▸ Source excerpt
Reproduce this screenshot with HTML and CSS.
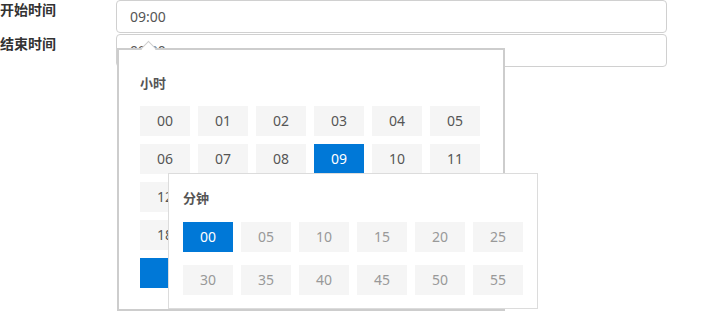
FILE: index.html
```html
<!DOCTYPE html>
<html lang="zh">
<head>
	<meta charset="utf-8">
	<title>时间选择</title>
	<link rel="stylesheet" href="styles.css">
</head>
<body>
	<div class="form">
		<div class="row">
			<label class="label">开始时间</label>
			<div class="field field-open">
				<div class="input">09:00</div>

				<div class="picker picker-hours">
					<div class="picker-title">小时</div>
					<div class="cells">
						<span class="cell">00</span><span class="cell">01</span><span class="cell">02</span>
						<span class="cell">03</span><span class="cell">04</span><span class="cell">05</span>
						<span class="cell">06</span><span class="cell">07</span><span class="cell">08</span>
						<span class="cell cell-on">09</span><span class="cell">10</span><span class="cell">11</span>
						<span class="cell">12</span><span class="cell">13</span><span class="cell">14</span>
						<span class="cell">15</span><span class="cell">16</span><span class="cell">17</span>
						<span class="cell">18</span><span class="cell">19</span><span class="cell">20</span>
						<span class="cell">21</span><span class="cell">22</span><span class="cell">23</span>
						<span class="cell cell-on"></span>
					</div>
				</div>

				<div class="picker picker-minutes">
					<div class="picker-title">分钟</div>
					<div class="cells cells-minutes">
						<span class="cell cell-on">00</span><span class="cell">05</span><span class="cell">10</span>
						<span class="cell">15</span><span class="cell">20</span><span class="cell">25</span>
						<span class="cell">30</span><span class="cell">35</span><span class="cell">40</span>
						<span class="cell">45</span><span class="cell">50</span><span class="cell">55</span>
					</div>
				</div>
			</div>
		</div>

		<div class="row">
			<label class="label">结束时间</label>
			<div class="field">
				<div class="input">09:00</div>
			</div>
		</div>
	</div>
</body>
</html>
```

FILE: styles.css
```css
body, html {
	margin: 0;
	padding: 0;
	background: #fff;
	font-family: "Noto Sans", "Noto Sans CJK SC", sans-serif;
	color: #555;
}

body {
	min-height: 100vh;
}

* {
	box-sizing: border-box;
}

.form {
	width: 667px;
	min-height: 335px;
}

.row {
	display: flex;
	margin-bottom: 1px;
}

.label {
	width: 116px;
	flex: none;
	font-size: 14px;
	line-height: 20px;
	font-weight: bold;
	color: #333;
}

.field {
	position: relative;
	flex: 1;
}

.field-open {
	z-index: 2;
}

.input {
	height: 33px;
	padding: 0 13px;
	border: 1px solid #d0d0d0;
	border-radius: 4px;
	font-size: 14px;
	line-height: 31px;
	color: #555;
	background: #fff;
}

.picker {
	position: absolute;
	background: #fff;
}

.picker-hours {
	left: 1px;
	top: 48px;
	width: 388px;
	height: 263px;
	padding: 23px 23px 21px 21px;
	border: 2px solid #cdcdcd;
}

.picker-hours::before {
	content: '';
	position: absolute;
	left: 24px;
	top: -7px;
	width: 10px;
	height: 10px;
	background: #fff;
	border-top: 1px solid #cdcdcd;
	border-left: 1px solid #cdcdcd;
	transform: rotate(45deg);
}

.picker-minutes {
	left: 52px;
	top: 173px;
	width: 370px;
	height: 136px;
	padding: 14px 14px 12px 14px;
	border: 1px solid #dcdcdc;
}

.picker-title {
	font-size: 13px;
	line-height: 20px;
	font-weight: bold;
	color: #555;
	margin-bottom: 13px;
}

.picker-minutes .picker-title {
	margin-bottom: 14px;
}

.cells {
	display: grid;
	grid-template-columns: repeat(6, 50px);
	grid-auto-rows: 30px;
	gap: 8px;
}

.cells-minutes {
	row-gap: 13px;
}

.cell {
	background: #f5f5f5;
	font-size: 14px;
	line-height: 30px;
	text-align: center;
	color: #555;
}

.cells-minutes .cell {
	color: #999;
}

.cells .cell-on {
	background: #0078d7;
	color: #fff;
}
```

▸ What to work on
Keep the pictures out of the copy and return the rest of the data above exactly.

▸ Result below
Reproduce this screenshot with HTML and CSS.
FILE: index.html
```html
<!DOCTYPE html>
<html lang="zh">
<head>
	<meta charset="utf-8">
	<title>时间选择</title>
	<link rel="stylesheet" href="styles.css">
</head>
<body>
	<div class="form">
		<div class="row">
			<label class="label">开始时间</label>
			<div class="field field-open">
				<div class="input">09:00</div>

				<div class="picker picker-hours">
					<div class="picker-title">小时</div>
					<div class="cells">
						<span class="cell">00</span><span class="cell">01</span><span class="cell">02</span>
						<span class="cell">03</span><span class="cell">04</span><span class="cell">05</span>
						<span class="cell">06</span><span class="cell">07</span><span class="cell">08</span>
						<span class="cell cell-on">09</span><span class="cell">10</span><span class="cell">11</span>
						<span class="cell">12</span><span class="cell">13</span><span class="cell">14</span>
						<span class="cell">15</span><span class="cell">16</span><span class="cell">17</span>
						<span class="cell">18</span><span class="cell">19</span><span class="cell">20</span>
						<span class="cell">21</span><span class="cell">22</span><span class="cell">23</span>
						<span class="cell cell-on"></span>
					</div>
				</div>

				<div class="picker picker-minutes">
					<div class="picker-title">分钟</div>
					<div class="cells cells-minutes">
						<span class="cell cell-on">00</span><span class="cell">05</span><span class="cell">10</span>
						<span class="cell">15</span><span class="cell">20</span><span class="cell">25</span>
						<span class="cell">30</span><span class="cell">35</span><span class="cell">40</span>
						<span class="cell">45</span><span class="cell">50</span><span class="cell">55</span>
					</div>
				</div>
			</div>
		</div>

		<div class="row">
			<label class="label">结束时间</label>
			<div class="field">
				<div class="input">09:00</div>
			</div>
		</div>
	</div>
</body>
</html>
```

FILE: styles.css
```css
body, html {
	margin: 0;
	padding: 0;
	background: #fff;
	font-family: "Noto Sans", "Noto Sans CJK SC", sans-serif;
	color: #555;
}

body {
	min-height: 100vh;
}

* {
	box-sizing: border-box;
}

.form {
	width: 667px;
	min-height: 335px;
}

.row {
	display: flex;
	margin-bottom: 1px;
}

.label {
	width: 116px;
	flex: none;
	font-size: 14px;
	line-height: 20px;
	font-weight: bold;
	color: #333;
}

.field {
	position: relative;
	flex: 1;
}

.field-open {
	z-index: 2;
}

.input {
	height: 33px;
	padding: 0 13px;
	border: 1px solid #d0d0d0;
	border-radius: 4px;
	font-size: 14px;
	line-height: 31px;
	color: #555;
	background: #fff;
}

.picker {
	position: absolute;
	background: #fff;
}

.picker-hours {
	left: 1px;
	top: 48px;
	width: 388px;
	height: 263px;
	padding: 23px 23px 21px 21px;
	border: 2px solid #cdcdcd;
}

.picker-hours::before {
	content: '';
	position: absolute;
	left: 24px;
	top: -7px;
	width: 10px;
	height: 10px;
	background: #fff;
	border-top: 1px solid #cdcdcd;
	border-left: 1px solid #cdcdcd;
	transform: rotate(45deg);
}

.picker-minutes {
	left: 52px;
	top: 173px;
	width: 370px;
	height: 136px;
	padding: 14px 14px 12px 14px;
	border: 1px solid #dcdcdc;
}

.picker-title {
	font-size: 13px;
	line-height: 20px;
	font-weight: bold;
	color: #555;
	margin-bottom: 13px;
}

.picker-minutes .picker-title {
	margin-bottom: 14px;
}

.cells {
	display: grid;
	grid-template-columns: repeat(6, 50px);
	grid-auto-rows: 30px;
	gap: 8px;
}

.cells-minutes {
	row-gap: 13px;
}

.cell {
	background: #f5f5f5;
	font-size: 14px;
	line-height: 30px;
	text-align: center;
	color: #555;
}

.cells-minutes .cell {
	color: #999;
}

.cells .cell-on {
	background: #0078d7;
	color: #fff;
}
```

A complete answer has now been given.